God still is not finished with me in Canterbury. It’s late in the day and I have still not proclaimed from Exodus. I walk back into town. I need a venue. I decide that even if I stay here until midnight I am not leaving until I have found that venue. I decide that I will go into the pubs and introduce myself to the Landlord and see if he will give me ten minutes with his punters. This was going to need more prayer. My ticket was still good for the Cathedral, and it was just before 5pm so I could get back in again.
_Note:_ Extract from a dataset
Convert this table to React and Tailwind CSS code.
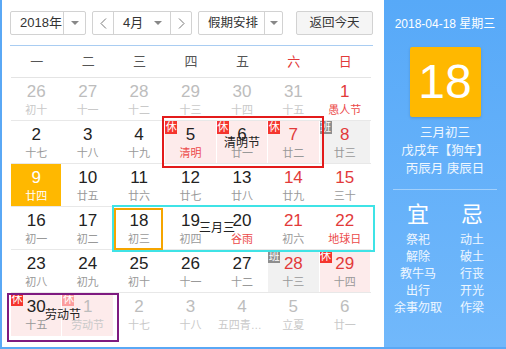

Inside the Cathedral two vergers were chatting away together. It was end of day and they were getting ready for Vespers. ( I am so glad that the CofE is being frugal with their transportation costs. -Bu-bum) “Excuse me” says I, and I introduce myself, tell them about my partners, give them my card which says ‘Rev. Victor Robert Farrell’, tell them that preaching in the open air is like naked bungee jumping to and its cold outside and windy, and can they recommend a venue…a nightclub, a house group, a church ..maybe….(did I have puppy eyes at this point?)
It was Julia the verger who said “well maybe you can do it here. Let me take you to Chris and see what he says.
Chris Robinson is as magnanimous as he is tall, generous and brave with it, and eventually says to me “Well would you like to do this on the spot where Becket was murdered?” Would I like to drive a Ferrari whilst eating Roast beef and horseradish sauce , with a stash of Toffee crisps in the glove compartment for afters? Would I ever Chirs!
So instead of naked bungee jumping, this ‘oik’ is allowed to give a brief overview of the book of Exodus delivered in the Martyrs’ chapel of Canterbury Cathedral on the spot where Becket was murdered.
I wonder where I will be tomorrow?
P.S. I woke up this morning and the Cheshire cat smile was still on my face. Thank you SO MUCH Canterbury Cathedral, John, Julia and Press officer, who is most definitely the son of Christopher Robin. Thank you so much.